[PROVIDED DATA]
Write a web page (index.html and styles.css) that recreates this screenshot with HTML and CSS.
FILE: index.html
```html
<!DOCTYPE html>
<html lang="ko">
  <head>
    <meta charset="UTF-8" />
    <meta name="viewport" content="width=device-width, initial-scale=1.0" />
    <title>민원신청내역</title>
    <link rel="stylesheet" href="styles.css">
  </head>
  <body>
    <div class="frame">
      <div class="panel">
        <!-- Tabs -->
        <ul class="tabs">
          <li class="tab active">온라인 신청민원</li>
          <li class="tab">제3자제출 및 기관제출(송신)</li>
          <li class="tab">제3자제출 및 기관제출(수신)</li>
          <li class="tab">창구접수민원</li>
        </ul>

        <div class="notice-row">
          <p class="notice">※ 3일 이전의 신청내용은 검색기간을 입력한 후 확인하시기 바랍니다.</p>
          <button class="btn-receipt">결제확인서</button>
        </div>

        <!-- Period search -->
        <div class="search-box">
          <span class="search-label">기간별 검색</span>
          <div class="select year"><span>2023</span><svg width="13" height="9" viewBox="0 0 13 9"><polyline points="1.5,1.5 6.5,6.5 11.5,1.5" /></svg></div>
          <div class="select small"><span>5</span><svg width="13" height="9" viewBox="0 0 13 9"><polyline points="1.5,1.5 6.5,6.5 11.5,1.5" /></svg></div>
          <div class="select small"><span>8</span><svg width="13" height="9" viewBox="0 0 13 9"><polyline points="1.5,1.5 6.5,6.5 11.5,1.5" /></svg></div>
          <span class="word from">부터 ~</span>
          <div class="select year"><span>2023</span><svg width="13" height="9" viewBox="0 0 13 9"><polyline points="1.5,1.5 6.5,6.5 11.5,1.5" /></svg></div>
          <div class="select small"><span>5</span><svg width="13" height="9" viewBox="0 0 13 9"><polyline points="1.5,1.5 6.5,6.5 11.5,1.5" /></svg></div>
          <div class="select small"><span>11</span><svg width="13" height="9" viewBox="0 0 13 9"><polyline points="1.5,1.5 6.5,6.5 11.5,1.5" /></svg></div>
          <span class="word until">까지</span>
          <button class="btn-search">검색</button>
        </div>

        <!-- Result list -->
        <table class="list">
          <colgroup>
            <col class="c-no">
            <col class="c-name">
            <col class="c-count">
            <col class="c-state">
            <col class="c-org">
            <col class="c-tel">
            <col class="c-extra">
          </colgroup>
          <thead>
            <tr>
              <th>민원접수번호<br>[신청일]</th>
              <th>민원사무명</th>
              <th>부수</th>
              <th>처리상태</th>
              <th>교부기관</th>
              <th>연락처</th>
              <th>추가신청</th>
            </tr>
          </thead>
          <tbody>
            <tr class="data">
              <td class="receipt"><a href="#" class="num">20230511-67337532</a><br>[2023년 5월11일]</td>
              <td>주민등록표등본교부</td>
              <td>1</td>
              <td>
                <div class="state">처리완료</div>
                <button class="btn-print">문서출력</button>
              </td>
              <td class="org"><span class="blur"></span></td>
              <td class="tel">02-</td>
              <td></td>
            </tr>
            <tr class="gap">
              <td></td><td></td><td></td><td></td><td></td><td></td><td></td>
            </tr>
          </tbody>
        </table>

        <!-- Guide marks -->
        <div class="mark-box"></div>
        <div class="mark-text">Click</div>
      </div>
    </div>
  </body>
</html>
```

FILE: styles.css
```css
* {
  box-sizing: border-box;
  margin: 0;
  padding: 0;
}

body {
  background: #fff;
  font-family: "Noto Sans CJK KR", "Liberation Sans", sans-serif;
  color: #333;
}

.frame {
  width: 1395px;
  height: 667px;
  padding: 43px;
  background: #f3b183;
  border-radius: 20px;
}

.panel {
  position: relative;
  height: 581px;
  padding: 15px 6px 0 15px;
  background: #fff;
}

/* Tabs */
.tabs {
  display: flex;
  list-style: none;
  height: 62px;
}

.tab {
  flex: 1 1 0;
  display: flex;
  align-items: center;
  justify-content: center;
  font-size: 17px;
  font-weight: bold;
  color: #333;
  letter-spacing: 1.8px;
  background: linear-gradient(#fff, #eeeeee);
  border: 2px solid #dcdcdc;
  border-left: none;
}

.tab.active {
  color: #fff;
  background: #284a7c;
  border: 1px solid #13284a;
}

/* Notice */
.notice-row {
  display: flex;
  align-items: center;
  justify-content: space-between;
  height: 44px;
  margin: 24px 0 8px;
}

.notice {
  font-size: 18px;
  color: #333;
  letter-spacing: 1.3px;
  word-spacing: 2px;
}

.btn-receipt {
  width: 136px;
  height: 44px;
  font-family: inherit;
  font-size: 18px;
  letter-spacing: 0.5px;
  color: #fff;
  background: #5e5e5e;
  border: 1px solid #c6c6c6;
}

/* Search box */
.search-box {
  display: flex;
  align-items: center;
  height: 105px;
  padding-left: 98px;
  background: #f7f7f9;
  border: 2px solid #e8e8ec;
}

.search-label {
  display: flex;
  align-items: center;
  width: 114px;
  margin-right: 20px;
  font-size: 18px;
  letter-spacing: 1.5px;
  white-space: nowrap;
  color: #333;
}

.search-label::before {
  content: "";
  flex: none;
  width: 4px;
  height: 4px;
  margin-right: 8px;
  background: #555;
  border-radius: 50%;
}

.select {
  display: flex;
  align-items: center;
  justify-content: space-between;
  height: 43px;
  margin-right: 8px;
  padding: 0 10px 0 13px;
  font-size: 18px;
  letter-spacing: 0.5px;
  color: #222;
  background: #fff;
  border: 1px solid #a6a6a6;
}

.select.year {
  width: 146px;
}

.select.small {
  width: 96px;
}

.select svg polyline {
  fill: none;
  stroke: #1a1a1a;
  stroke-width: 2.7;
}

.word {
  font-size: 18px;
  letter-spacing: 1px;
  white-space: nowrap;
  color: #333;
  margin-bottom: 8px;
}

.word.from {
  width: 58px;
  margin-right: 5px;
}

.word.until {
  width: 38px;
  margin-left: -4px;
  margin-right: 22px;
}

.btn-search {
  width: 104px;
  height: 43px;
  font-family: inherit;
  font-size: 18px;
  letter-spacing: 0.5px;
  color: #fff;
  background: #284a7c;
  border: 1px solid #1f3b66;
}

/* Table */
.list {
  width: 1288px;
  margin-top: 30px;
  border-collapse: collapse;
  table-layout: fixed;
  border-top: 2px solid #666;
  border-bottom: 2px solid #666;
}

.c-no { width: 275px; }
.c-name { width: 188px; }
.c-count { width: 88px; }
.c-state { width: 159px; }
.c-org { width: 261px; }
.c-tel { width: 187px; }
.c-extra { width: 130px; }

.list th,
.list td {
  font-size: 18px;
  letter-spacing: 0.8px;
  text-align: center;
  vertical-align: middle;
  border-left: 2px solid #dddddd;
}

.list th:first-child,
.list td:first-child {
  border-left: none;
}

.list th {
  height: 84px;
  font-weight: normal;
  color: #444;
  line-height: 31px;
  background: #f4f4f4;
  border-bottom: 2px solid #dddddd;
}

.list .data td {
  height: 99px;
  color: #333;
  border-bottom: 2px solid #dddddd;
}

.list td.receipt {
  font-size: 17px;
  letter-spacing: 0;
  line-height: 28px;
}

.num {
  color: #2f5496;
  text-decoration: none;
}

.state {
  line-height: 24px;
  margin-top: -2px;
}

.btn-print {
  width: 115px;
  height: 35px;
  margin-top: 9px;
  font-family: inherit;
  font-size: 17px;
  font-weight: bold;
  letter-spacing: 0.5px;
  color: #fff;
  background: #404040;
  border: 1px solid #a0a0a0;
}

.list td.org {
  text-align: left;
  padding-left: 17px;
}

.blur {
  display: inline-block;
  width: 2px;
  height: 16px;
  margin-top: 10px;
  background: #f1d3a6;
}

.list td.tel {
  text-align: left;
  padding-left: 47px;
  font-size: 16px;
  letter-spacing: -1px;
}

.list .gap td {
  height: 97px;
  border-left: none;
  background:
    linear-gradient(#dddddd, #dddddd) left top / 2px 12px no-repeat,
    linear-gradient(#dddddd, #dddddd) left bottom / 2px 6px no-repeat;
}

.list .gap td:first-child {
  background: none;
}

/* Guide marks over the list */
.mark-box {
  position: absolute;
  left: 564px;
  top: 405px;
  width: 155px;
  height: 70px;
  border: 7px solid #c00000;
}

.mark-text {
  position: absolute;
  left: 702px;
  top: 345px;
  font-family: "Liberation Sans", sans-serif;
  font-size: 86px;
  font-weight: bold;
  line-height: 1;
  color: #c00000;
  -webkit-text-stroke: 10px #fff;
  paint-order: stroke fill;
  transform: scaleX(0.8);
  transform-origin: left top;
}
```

[WORK INSTRUCTIONS] Return each line of the data that contains the string "index".

[TASK RESPONSE]
Write a web page (index.html and styles.css) that recreates this screenshot with HTML and CSS.
FILE: index.html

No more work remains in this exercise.